#### SET EXERCISE:
Pull every line containing "that" from the entries.

### MATERIAL PROVIDED ###

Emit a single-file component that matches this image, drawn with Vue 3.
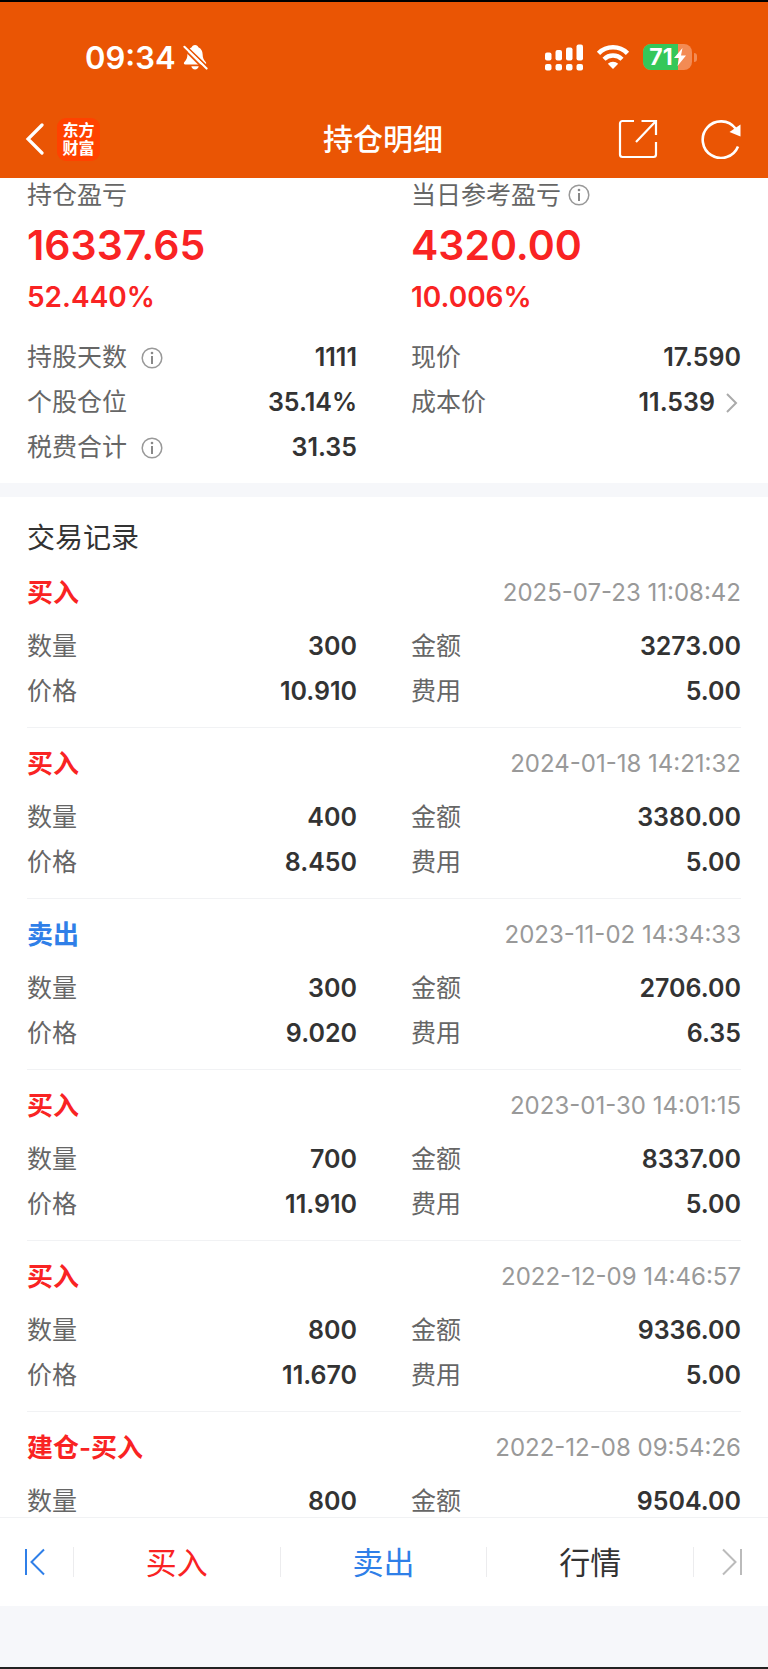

###
### MATERIAL PROVIDED ###

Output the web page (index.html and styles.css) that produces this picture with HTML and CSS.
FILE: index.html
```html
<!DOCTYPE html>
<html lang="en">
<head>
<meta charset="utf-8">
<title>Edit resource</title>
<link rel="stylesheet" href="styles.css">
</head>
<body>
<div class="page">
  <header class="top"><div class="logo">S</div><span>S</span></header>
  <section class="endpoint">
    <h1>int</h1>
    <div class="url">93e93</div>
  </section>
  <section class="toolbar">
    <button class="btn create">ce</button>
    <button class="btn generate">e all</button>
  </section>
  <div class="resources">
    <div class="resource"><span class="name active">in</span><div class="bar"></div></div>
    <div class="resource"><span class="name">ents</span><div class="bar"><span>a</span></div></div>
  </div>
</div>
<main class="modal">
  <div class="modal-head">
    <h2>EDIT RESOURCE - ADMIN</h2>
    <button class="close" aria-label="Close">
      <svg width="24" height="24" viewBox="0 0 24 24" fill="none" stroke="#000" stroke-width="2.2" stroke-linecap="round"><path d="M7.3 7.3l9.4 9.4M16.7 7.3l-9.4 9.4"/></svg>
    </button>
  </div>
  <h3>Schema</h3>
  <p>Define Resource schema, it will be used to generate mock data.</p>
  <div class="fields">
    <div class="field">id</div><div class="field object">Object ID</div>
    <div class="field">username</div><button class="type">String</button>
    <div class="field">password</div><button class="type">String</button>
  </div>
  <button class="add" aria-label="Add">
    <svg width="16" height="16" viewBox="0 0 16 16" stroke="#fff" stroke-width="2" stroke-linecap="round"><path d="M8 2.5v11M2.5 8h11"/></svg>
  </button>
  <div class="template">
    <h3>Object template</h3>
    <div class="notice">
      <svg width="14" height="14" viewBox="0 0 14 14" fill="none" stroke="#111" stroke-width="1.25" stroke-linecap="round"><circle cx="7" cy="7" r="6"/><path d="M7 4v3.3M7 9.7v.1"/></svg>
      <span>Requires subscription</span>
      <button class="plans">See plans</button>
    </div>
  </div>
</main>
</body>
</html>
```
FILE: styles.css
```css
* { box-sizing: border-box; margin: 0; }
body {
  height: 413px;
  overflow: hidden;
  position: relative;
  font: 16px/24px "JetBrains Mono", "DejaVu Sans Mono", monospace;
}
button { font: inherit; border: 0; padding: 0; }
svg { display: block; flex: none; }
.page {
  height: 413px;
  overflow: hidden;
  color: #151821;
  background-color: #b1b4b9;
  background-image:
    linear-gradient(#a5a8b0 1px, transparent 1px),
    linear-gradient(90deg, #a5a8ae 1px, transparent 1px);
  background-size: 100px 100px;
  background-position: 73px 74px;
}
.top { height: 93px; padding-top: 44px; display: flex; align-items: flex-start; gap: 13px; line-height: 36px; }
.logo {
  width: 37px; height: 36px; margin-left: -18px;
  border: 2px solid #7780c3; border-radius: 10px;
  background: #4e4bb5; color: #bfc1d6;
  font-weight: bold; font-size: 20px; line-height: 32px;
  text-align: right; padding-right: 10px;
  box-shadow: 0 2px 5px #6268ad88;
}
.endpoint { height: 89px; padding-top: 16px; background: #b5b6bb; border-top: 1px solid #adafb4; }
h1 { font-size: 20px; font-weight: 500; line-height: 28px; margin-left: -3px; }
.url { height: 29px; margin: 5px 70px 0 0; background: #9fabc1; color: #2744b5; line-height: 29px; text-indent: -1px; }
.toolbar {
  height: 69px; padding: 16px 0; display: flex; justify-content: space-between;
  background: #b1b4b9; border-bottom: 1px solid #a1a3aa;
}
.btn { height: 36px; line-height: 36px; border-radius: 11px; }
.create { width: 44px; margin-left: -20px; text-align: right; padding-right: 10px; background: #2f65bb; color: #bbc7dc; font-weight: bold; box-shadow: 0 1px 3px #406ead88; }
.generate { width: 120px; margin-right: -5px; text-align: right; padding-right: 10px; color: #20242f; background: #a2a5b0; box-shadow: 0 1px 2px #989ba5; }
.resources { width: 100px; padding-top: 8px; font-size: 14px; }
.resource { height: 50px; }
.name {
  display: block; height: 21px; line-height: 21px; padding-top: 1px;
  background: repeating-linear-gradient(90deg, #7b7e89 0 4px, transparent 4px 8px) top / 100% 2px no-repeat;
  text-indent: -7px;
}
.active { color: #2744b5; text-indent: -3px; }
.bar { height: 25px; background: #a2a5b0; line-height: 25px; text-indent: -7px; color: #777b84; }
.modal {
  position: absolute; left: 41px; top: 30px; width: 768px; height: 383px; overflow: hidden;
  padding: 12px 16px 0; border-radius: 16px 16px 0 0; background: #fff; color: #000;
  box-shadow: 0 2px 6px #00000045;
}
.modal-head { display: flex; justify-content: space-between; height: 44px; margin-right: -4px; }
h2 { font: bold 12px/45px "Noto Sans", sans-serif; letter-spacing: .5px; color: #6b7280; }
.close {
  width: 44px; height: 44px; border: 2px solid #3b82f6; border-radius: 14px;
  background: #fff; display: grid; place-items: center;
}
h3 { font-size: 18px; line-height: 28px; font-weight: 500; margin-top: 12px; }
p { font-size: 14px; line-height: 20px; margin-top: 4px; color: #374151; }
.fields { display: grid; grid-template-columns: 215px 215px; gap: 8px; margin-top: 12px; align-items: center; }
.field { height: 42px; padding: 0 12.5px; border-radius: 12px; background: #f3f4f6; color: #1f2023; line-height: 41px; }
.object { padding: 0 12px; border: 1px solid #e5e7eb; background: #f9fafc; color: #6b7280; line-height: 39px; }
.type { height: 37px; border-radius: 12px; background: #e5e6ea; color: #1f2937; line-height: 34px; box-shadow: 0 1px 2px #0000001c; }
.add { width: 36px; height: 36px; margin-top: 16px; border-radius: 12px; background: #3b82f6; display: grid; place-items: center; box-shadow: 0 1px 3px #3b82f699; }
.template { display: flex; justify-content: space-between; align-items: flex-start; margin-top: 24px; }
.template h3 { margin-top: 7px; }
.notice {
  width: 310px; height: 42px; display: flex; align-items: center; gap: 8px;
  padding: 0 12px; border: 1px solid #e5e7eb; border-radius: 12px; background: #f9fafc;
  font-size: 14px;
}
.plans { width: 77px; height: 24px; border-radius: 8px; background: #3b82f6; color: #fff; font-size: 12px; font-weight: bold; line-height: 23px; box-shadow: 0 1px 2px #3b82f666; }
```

###

#### FULL ANSWER:
Emit a single-file component that matches this image, drawn with Vue 3.
Output the web page (index.html and styles.css) that produces this picture with HTML and CSS.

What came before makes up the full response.